During a panel discussion at N.Y.U. last night, retired Supreme Court justice Sandra Day O'Connor spoke against judicial elections–and refused to speak about that other election.
O'Connor favors "merit selection" of judges, meaning she believes governors and presidents should appoint them. Some states use that system, but others let voters decide who sits on their bench. (New York State is a hybrid: many local judges are elected, but judges on the Court of Appeals, for example, are appointed by the governor. )
Citing social science data, O'Connor argued that the presence of money and special interests in elections undermine public confidence in judges–and judges need the public's confidence in order to be effective. "Our gavels aren't that big and we can't swing them that hard," she said.
Judicial independence has been one of O'Connor's signature causes since retiring from the bench in 2006. Last night's remarks were part of a panel discussion sponsored by the American Academy of Arts & Sciences.

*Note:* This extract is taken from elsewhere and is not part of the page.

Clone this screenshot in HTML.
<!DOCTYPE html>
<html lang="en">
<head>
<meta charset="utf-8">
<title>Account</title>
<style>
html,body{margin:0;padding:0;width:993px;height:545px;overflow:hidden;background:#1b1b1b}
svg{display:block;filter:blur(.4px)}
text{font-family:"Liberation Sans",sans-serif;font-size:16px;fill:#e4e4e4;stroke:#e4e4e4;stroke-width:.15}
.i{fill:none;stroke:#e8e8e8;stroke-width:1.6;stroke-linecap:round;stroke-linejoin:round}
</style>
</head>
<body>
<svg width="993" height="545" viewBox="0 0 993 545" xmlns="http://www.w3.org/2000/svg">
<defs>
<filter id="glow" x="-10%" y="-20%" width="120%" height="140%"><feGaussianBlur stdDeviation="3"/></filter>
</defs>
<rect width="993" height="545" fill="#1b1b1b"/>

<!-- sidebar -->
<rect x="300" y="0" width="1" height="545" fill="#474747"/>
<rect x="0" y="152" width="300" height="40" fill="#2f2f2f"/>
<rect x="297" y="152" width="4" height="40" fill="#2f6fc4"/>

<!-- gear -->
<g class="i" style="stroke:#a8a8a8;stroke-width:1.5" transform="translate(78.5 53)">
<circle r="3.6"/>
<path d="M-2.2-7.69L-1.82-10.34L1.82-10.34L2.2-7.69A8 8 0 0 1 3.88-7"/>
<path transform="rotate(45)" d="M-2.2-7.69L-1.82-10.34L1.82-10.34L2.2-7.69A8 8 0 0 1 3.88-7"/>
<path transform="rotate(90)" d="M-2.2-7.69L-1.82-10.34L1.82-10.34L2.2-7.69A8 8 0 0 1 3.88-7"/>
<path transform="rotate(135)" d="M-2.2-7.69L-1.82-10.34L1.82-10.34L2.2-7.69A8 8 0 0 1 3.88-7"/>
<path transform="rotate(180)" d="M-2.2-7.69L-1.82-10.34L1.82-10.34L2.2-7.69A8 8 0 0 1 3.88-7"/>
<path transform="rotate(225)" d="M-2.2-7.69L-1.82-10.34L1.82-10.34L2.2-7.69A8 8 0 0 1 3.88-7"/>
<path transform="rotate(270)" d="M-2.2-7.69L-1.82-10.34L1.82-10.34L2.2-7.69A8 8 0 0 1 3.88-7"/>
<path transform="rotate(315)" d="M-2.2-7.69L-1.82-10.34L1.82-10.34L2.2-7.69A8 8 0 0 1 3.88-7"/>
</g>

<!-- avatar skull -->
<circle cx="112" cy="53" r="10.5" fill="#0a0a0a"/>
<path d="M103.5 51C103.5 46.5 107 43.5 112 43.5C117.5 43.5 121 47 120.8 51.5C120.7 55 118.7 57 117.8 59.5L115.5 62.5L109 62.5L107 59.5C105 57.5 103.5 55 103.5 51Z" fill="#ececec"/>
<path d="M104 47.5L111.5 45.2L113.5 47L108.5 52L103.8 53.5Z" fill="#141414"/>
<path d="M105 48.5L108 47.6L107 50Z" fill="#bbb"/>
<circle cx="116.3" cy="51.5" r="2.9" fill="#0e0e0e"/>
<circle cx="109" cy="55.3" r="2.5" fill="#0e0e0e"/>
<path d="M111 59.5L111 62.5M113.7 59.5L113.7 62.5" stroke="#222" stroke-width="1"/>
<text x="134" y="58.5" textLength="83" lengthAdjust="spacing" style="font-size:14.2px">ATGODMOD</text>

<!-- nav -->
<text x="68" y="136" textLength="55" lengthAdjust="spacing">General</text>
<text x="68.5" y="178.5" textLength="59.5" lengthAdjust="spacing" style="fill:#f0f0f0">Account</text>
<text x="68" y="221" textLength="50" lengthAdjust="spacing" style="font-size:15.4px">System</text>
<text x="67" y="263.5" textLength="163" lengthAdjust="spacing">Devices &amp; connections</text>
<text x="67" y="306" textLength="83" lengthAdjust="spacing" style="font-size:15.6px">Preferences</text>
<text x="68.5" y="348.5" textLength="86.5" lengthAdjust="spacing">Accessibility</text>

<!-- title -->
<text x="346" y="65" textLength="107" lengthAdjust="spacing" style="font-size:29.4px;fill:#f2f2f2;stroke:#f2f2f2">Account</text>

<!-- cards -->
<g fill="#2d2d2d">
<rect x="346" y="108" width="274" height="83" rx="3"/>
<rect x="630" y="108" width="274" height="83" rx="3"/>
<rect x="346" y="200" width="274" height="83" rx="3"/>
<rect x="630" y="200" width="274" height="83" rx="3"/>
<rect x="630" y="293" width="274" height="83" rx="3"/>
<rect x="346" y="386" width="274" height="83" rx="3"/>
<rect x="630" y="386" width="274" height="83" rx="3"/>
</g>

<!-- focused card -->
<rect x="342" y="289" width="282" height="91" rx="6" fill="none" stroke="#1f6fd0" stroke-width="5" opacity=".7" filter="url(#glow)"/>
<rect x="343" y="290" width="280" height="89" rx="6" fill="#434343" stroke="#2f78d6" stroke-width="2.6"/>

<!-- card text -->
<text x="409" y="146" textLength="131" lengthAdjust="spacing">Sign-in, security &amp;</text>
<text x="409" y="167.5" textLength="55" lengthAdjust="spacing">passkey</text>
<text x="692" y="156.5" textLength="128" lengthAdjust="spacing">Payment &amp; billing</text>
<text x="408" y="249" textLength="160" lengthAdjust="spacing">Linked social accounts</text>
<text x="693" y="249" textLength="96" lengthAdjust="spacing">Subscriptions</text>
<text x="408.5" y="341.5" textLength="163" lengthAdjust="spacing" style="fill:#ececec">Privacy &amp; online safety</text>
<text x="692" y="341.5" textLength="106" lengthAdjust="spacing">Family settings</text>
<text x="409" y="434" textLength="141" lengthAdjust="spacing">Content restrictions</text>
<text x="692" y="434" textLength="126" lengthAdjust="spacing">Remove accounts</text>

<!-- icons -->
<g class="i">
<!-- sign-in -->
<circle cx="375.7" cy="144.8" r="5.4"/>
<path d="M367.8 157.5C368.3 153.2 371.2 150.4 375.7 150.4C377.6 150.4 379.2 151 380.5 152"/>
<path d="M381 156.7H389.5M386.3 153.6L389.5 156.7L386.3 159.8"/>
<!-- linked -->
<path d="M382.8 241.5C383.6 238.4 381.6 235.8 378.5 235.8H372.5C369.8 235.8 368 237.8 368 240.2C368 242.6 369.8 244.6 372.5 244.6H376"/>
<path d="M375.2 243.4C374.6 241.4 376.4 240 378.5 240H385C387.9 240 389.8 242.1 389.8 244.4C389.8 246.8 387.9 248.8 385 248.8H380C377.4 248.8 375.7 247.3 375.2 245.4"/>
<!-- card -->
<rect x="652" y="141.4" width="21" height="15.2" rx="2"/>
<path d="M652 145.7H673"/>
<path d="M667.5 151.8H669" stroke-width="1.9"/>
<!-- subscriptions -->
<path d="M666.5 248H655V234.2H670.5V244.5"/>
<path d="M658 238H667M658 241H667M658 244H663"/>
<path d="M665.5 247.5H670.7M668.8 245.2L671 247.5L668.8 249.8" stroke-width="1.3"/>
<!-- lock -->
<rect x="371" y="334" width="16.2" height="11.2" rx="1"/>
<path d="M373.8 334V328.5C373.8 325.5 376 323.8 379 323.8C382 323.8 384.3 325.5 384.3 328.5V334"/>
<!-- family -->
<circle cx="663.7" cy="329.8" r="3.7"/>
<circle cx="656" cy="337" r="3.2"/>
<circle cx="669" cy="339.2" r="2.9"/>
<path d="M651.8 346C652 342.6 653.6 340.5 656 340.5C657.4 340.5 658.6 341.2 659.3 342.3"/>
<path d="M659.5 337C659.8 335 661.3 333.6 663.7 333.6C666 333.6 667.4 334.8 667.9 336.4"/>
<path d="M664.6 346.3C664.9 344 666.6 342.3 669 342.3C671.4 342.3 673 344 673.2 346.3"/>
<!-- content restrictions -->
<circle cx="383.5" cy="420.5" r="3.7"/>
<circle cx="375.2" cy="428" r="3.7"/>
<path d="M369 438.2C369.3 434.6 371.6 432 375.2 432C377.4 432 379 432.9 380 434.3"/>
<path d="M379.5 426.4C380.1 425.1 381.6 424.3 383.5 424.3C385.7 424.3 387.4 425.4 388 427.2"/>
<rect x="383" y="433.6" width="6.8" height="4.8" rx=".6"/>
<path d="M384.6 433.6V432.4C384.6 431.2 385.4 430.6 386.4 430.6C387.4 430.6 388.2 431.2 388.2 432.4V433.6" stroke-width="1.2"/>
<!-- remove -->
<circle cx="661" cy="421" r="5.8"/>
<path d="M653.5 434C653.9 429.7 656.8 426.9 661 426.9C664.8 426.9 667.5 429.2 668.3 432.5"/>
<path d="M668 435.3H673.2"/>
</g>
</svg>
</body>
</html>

All the panelists agreed with O'Connor's position, and it the panel did not take questions from the audience.
Bert Brandenburg, the Justice Department's spokesman under Bill Clinton, argued that the judicial election process simplified legal issues, and not in a good way. "It's check-the-box justice–are you with us or against us?" Brandenburg expressed anxiety about the future of justice. "America does like to elect its judges."
Like O'Connor, Dinh (who clerked for O'Connor) stressed the importance of preserving "public confidence in the judicial role."
O'Connor's crusade is ironic, in a way. Brandenburg encapsulated the argument against elected judges when he complained that they were "vulnerable to whatever the political wind is." As a justice, O'Connor herself was often accused of blowing in the political wind. Where her colleagues might fill more space elaborating grand legal principles, she would engage the details of the case in front of her. As a result, critics had an easier time attacking her more controversial votes–like upholding affirmative action, upholding barriers to abortion, and ending Florida's recount after the 2000 election–as mere politics.
Speaking of elections, the one that happened last Tuesday has the potential to shake up a few legal doctrines once Barack Obama starts appointing judges. But when I tried to ask O'Connor about it, she cut me off.
"I'm not talking politics," she said with a chuckle.